▶ [SHORT TASK]:
Without the pictures, reproduce the records that follow exactly.

▶ [LISTED ENTRIES]:
☆ ☆ ☆ ☆ ☆ ☆ ☆

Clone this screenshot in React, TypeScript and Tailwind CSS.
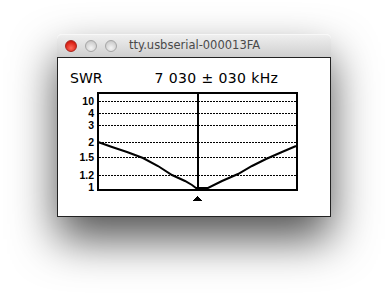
import React from "react";

const ticks: [string, number][] = [
  ["10", 101],
  ["4", 113],
  ["3", 125],
  ["2", 142],
  ["1.5", 157],
  ["1.2", 175],
  ["1", 187],
];

const dotted = [101, 113, 125, 142, 157, 175];

const curve =
  "98,142 112,147 127,152 143,158 158,166 172,175 185,181 192,185 196,188 208,188 222,181 238,174 252,166 266,159 282,152 296,146";

export default function App() {
  return (
    <div className="w-[388px] h-[296px] bg-white pt-[34px] pl-[57px] overflow-hidden">
      <div className="w-[274px] h-[183px] flex flex-col rounded-t-[5px] shadow-[0_22px_45px_rgba(0,0,0,0.68)]">
        <div className="h-[23px] rounded-t-[5px] bg-gradient-to-b from-[#efefef] to-[#cfcfcf] border-t border-[#f8f8f8] flex items-center pl-[8px]">
          <div className="flex gap-[8px]">
            <div className="w-[12px] h-[12px] rounded-full bg-[radial-gradient(circle_at_50%_70%,#ff6a5a,#d81e12_70%,#9b1a12)] border border-[#a8261e]" />
            <div className="w-[12px] h-[12px] rounded-full bg-[radial-gradient(circle_at_50%_70%,#f4f4f4,#cfcfcf_70%,#b8b8b8)] border border-[#a6a6a6]" />
            <div className="w-[12px] h-[12px] rounded-full bg-[radial-gradient(circle_at_50%_70%,#f4f4f4,#cfcfcf_70%,#b8b8b8)] border border-[#a6a6a6]" />
          </div>
          <span className="ml-[12px] text-[11.5px] leading-none text-[#4a4a4a] font-['DejaVu_Sans',sans-serif]">
            tty.usbserial-000013FA
          </span>
        </div>
        <div className="flex-1 bg-white border border-[#222] flex flex-col">
          <div className="mt-[12px] flex text-[14px] leading-[16px] text-black font-['DejaVu_Sans',sans-serif] pl-[12px]">
            <span>SWR</span>
            <span className="ml-[52px] tracking-[0.4px]">7 030 ± 030 kHz</span>
          </div>
          <svg
            width="240"
            height="118"
            viewBox="60 88 240 118"
            className="ml-[2px] mt-[2px] block"
            shapeRendering="crispEdges"
          >
            {dotted.map((y) => (
              <line
                key={y}
                x1={99}
                x2={296}
                y1={y + 0.5}
                y2={y + 0.5}
                stroke="#000"
                strokeWidth={1}
                strokeDasharray="2 1"
              />
            ))}
            <rect x={98} y={93} width={199} height={97} fill="none" stroke="#000" strokeWidth={2} />
            <line x1={198} x2={198} y1={92} y2={191} stroke="#000" strokeWidth={2} />
            <polyline points={curve} fill="none" stroke="#000" strokeWidth={2} shapeRendering="auto" />
            <polygon points="193,201 202,201 197.5,196" fill="#000" />
            {ticks.map(([t, y]) => (
              <text
                key={t}
                x={94}
                y={y}
                textAnchor="end"
                dominantBaseline="central"
                fontFamily="Liberation Sans, Arial, sans-serif"
                fontWeight="bold"
                fontSize="10.5"
                fill="#000"
              >
                {t}
              </text>
            ))}
          </svg>
        </div>
      </div>
    </div>
  );
}
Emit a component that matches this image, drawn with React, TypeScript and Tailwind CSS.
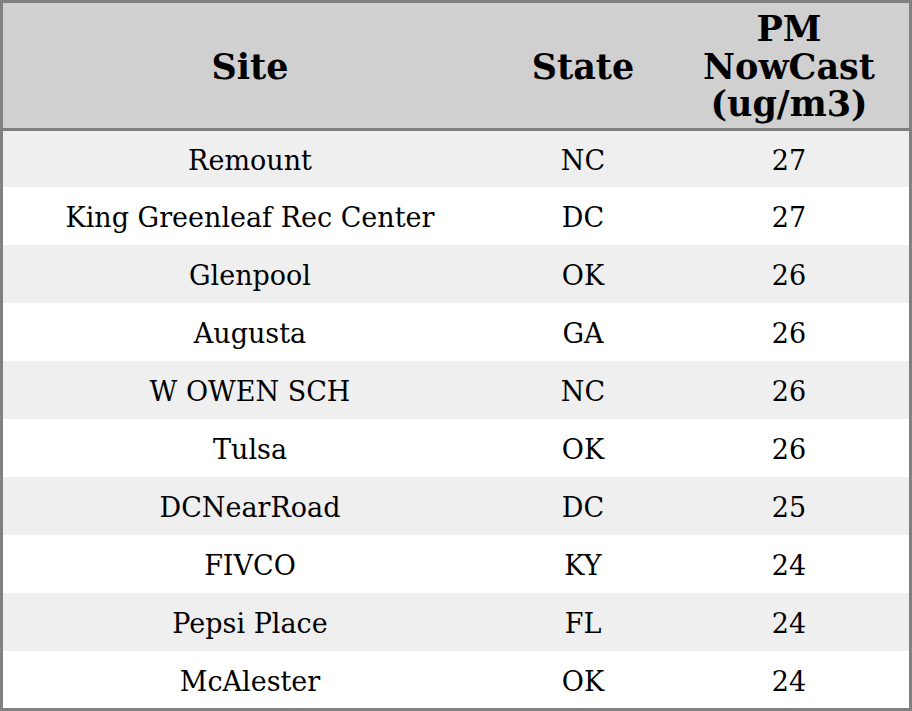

☆ ☆ ☆ ☆ ☆ ☆ ☆

▶ [RESPONSE BELOW]:
Clone this screenshot in React, TypeScript and Tailwind CSS.
import React from "react";

const ticks: [string, number][] = [
  ["10", 101],
  ["4", 113],
  ["3", 125],
  ["2", 142],
  ["1.5", 157],
  ["1.2", 175],
  ["1", 187],
];

const dotted = [101, 113, 125, 142, 157, 175];

const curve =
  "98,142 112,147 127,152 143,158 158,166 172,175 185,181 192,185 196,188 208,188 222,181 238,174 252,166 266,159 282,152 296,146";

export default function App() {
  return (
    <div className="w-[388px] h-[296px] bg-white pt-[34px] pl-[57px] overflow-hidden">
      <div className="w-[274px] h-[183px] flex flex-col rounded-t-[5px] shadow-[0_22px_45px_rgba(0,0,0,0.68)]">
        <div className="h-[23px] rounded-t-[5px] bg-gradient-to-b from-[#efefef] to-[#cfcfcf] border-t border-[#f8f8f8] flex items-center pl-[8px]">
          <div className="flex gap-[8px]">
            <div className="w-[12px] h-[12px] rounded-full bg-[radial-gradient(circle_at_50%_70%,#ff6a5a,#d81e12_70%,#9b1a12)] border border-[#a8261e]" />
            <div className="w-[12px] h-[12px] rounded-full bg-[radial-gradient(circle_at_50%_70%,#f4f4f4,#cfcfcf_70%,#b8b8b8)] border border-[#a6a6a6]" />
            <div className="w-[12px] h-[12px] rounded-full bg-[radial-gradient(circle_at_50%_70%,#f4f4f4,#cfcfcf_70%,#b8b8b8)] border border-[#a6a6a6]" />
          </div>
          <span className="ml-[12px] text-[11.5px] leading-none text-[#4a4a4a] font-['DejaVu_Sans',sans-serif]">
            tty.usbserial-000013FA
          </span>
        </div>
        <div className="flex-1 bg-white border border-[#222] flex flex-col">
          <div className="mt-[12px] flex text-[14px] leading-[16px] text-black font-['DejaVu_Sans',sans-serif] pl-[12px]">
            <span>SWR</span>
            <span className="ml-[52px] tracking-[0.4px]">7 030 ± 030 kHz</span>
          </div>
          <svg
            width="240"
            height="118"
            viewBox="60 88 240 118"
            className="ml-[2px] mt-[2px] block"
            shapeRendering="crispEdges"
          >
            {dotted.map((y) => (
              <line
                key={y}
                x1={99}
                x2={296}
                y1={y + 0.5}
                y2={y + 0.5}
                stroke="#000"
                strokeWidth={1}
                strokeDasharray="2 1"
              />
            ))}
            <rect x={98} y={93} width={199} height={97} fill="none" stroke="#000" strokeWidth={2} />
            <line x1={198} x2={198} y1={92} y2={191} stroke="#000" strokeWidth={2} />
            <polyline points={curve} fill="none" stroke="#000" strokeWidth={2} shapeRendering="auto" />
            <polygon points="193,201 202,201 197.5,196" fill="#000" />
            {ticks.map(([t, y]) => (
              <text
                key={t}
                x={94}
                y={y}
                textAnchor="end"
                dominantBaseline="central"
                fontFamily="Liberation Sans, Arial, sans-serif"
                fontWeight="bold"
                fontSize="10.5"
                fill="#000"
              >
                {t}
              </text>
            ))}
          </svg>
        </div>
      </div>
    </div>
  );
}
Emit a component that matches this image, drawn with React, TypeScript and Tailwind CSS.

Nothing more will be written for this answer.